++++ Data extract ++++

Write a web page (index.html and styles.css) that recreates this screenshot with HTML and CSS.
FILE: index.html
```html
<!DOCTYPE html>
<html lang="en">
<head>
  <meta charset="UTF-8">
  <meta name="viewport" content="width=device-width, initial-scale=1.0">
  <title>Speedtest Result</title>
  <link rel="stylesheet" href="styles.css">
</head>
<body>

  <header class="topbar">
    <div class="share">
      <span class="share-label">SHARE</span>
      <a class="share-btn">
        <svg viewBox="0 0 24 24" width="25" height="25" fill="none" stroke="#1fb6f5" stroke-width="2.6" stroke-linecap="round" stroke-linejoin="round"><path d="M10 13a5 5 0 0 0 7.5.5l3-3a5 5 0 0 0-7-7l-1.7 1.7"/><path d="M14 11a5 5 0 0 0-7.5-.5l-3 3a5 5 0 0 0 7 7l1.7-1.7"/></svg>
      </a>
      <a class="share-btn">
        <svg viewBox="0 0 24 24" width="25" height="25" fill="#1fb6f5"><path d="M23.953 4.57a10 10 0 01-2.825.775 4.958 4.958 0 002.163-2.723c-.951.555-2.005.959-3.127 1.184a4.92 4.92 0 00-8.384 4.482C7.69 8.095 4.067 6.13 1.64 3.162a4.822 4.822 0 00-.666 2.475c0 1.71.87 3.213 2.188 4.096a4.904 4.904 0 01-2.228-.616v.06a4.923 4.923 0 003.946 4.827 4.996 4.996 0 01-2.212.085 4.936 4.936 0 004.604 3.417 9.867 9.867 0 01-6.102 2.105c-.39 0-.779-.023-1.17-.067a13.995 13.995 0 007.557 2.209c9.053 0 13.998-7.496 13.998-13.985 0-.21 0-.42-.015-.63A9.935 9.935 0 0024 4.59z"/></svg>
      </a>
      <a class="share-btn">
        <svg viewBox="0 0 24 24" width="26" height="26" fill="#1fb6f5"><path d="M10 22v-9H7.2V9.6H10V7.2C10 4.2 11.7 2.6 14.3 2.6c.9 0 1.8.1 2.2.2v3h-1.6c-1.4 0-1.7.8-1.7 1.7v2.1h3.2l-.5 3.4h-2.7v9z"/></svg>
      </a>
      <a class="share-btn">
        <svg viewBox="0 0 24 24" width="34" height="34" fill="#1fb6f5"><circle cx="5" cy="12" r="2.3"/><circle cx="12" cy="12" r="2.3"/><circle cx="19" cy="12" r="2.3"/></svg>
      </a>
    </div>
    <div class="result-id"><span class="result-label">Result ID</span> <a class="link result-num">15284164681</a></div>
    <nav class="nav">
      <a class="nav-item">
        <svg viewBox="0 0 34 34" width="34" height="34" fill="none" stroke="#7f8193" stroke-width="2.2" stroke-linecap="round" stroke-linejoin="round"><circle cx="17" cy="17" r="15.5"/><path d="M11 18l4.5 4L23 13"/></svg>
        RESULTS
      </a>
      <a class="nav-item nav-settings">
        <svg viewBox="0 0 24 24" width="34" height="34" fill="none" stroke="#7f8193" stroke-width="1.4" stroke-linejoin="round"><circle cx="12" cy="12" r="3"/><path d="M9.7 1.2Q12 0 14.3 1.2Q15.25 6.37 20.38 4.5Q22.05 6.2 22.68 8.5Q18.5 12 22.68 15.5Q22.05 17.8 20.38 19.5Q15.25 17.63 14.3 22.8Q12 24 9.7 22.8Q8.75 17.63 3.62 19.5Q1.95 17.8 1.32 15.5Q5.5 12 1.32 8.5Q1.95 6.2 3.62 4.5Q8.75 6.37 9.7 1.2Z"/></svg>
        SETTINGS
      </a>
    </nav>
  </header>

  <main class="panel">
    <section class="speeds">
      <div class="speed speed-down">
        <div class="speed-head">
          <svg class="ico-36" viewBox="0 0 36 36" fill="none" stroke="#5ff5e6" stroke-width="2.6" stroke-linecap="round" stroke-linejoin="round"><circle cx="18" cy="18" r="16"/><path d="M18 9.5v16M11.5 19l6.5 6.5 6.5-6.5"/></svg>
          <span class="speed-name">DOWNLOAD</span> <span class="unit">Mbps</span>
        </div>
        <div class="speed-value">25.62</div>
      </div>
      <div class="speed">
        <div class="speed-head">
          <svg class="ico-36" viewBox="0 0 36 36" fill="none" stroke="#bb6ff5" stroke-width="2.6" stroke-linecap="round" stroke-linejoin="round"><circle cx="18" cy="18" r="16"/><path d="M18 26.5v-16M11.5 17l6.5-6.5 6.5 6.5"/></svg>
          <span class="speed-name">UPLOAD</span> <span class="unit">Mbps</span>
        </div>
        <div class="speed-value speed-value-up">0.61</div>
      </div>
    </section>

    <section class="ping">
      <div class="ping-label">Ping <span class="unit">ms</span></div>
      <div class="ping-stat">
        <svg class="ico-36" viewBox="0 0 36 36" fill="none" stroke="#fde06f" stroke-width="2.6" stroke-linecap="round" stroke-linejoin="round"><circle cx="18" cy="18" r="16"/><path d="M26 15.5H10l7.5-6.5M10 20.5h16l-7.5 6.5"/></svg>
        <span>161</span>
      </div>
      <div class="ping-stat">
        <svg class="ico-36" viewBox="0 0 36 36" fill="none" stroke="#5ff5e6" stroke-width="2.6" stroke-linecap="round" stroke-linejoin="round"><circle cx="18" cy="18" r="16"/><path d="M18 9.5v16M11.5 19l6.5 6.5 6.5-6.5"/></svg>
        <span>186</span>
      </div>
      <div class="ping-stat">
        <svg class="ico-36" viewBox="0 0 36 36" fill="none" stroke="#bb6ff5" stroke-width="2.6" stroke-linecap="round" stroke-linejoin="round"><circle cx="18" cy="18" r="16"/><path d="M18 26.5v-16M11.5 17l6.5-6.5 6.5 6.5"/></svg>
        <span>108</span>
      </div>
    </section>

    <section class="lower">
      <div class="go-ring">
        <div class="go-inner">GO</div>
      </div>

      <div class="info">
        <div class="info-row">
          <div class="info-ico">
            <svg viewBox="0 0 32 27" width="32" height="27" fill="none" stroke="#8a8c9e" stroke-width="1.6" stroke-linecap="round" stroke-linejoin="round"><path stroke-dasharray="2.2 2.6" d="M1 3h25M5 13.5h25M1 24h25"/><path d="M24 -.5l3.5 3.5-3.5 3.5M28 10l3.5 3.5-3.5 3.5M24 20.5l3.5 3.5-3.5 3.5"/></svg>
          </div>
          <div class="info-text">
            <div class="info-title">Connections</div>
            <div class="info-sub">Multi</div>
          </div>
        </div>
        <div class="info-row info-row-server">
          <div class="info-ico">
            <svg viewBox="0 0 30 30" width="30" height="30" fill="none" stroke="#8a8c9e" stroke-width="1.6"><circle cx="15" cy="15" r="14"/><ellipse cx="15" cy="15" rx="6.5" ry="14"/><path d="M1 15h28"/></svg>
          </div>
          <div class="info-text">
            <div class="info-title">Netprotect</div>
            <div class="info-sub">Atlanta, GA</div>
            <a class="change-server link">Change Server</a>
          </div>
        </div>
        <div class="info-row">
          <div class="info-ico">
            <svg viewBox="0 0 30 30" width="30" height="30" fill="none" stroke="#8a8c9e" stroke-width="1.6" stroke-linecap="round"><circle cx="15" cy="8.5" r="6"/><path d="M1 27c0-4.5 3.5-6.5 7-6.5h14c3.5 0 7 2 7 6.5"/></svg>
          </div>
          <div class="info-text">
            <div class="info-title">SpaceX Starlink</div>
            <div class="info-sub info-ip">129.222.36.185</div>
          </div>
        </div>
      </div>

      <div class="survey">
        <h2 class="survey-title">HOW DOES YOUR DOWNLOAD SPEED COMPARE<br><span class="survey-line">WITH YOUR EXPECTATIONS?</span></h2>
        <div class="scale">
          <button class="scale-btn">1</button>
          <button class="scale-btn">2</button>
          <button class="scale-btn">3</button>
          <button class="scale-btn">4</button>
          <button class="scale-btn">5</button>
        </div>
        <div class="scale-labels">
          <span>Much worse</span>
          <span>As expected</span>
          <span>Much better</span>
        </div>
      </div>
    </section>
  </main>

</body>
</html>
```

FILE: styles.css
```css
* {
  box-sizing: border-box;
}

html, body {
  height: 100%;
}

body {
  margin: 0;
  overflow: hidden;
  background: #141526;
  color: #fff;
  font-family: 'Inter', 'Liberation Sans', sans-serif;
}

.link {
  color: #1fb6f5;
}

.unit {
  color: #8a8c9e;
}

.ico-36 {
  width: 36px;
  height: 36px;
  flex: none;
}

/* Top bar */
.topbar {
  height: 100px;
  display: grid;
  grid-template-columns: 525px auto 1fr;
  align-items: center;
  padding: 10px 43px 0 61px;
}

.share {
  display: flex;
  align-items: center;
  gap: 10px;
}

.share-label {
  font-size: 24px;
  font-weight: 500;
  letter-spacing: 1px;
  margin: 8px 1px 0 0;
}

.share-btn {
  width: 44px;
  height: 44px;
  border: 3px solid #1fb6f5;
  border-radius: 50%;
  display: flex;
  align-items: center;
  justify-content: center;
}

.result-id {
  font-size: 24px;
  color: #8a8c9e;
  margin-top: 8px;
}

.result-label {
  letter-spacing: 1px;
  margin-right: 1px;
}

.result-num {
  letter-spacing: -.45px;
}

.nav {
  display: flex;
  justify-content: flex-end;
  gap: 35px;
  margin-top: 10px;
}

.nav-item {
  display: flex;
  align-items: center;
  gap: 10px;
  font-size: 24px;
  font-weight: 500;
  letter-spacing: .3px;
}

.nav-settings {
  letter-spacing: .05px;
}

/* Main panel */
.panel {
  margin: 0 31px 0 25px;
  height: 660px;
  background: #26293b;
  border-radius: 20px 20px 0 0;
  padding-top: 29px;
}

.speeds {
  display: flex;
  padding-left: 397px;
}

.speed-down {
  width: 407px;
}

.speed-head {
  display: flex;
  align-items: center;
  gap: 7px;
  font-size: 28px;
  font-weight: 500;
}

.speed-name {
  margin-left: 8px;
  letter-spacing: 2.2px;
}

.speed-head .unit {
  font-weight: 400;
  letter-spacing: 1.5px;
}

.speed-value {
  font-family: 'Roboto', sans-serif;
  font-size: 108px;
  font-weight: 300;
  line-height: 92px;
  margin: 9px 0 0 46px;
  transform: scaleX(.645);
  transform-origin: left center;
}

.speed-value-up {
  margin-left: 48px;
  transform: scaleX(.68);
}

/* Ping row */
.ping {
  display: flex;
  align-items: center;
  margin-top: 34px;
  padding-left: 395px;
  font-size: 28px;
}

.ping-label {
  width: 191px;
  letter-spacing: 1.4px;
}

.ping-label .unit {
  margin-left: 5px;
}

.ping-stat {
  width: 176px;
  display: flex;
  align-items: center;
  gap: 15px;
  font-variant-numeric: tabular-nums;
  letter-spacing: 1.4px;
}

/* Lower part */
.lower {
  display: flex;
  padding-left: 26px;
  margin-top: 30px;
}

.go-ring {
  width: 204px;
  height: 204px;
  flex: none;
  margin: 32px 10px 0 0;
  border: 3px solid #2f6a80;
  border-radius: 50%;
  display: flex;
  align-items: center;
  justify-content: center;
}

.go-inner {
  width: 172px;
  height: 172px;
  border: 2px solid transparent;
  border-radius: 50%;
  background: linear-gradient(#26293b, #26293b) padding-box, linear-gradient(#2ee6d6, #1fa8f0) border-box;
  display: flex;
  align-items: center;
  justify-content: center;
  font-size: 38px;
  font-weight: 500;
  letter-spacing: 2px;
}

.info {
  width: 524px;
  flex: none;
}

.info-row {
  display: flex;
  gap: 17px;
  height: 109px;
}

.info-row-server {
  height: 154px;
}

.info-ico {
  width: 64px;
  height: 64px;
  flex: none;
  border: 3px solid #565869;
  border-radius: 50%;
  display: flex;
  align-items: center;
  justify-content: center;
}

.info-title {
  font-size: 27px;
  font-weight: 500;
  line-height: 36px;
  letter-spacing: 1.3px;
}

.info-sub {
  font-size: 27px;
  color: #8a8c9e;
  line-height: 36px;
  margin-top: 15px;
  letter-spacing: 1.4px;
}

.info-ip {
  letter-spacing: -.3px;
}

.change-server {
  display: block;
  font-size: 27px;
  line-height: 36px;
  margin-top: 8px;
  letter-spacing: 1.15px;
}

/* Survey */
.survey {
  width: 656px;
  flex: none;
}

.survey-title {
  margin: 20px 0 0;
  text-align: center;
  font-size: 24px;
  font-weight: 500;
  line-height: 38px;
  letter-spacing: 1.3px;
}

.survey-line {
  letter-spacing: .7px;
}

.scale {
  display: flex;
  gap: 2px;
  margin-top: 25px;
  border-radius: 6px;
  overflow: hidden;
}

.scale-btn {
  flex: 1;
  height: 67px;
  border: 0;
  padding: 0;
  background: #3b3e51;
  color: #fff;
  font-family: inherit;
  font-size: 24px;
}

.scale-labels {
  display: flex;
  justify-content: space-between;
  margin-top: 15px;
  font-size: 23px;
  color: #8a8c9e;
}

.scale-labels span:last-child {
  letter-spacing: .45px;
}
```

++++

Given instruction | Tell how many lines of the material above hold "index", answering with a bare number.

The output | 2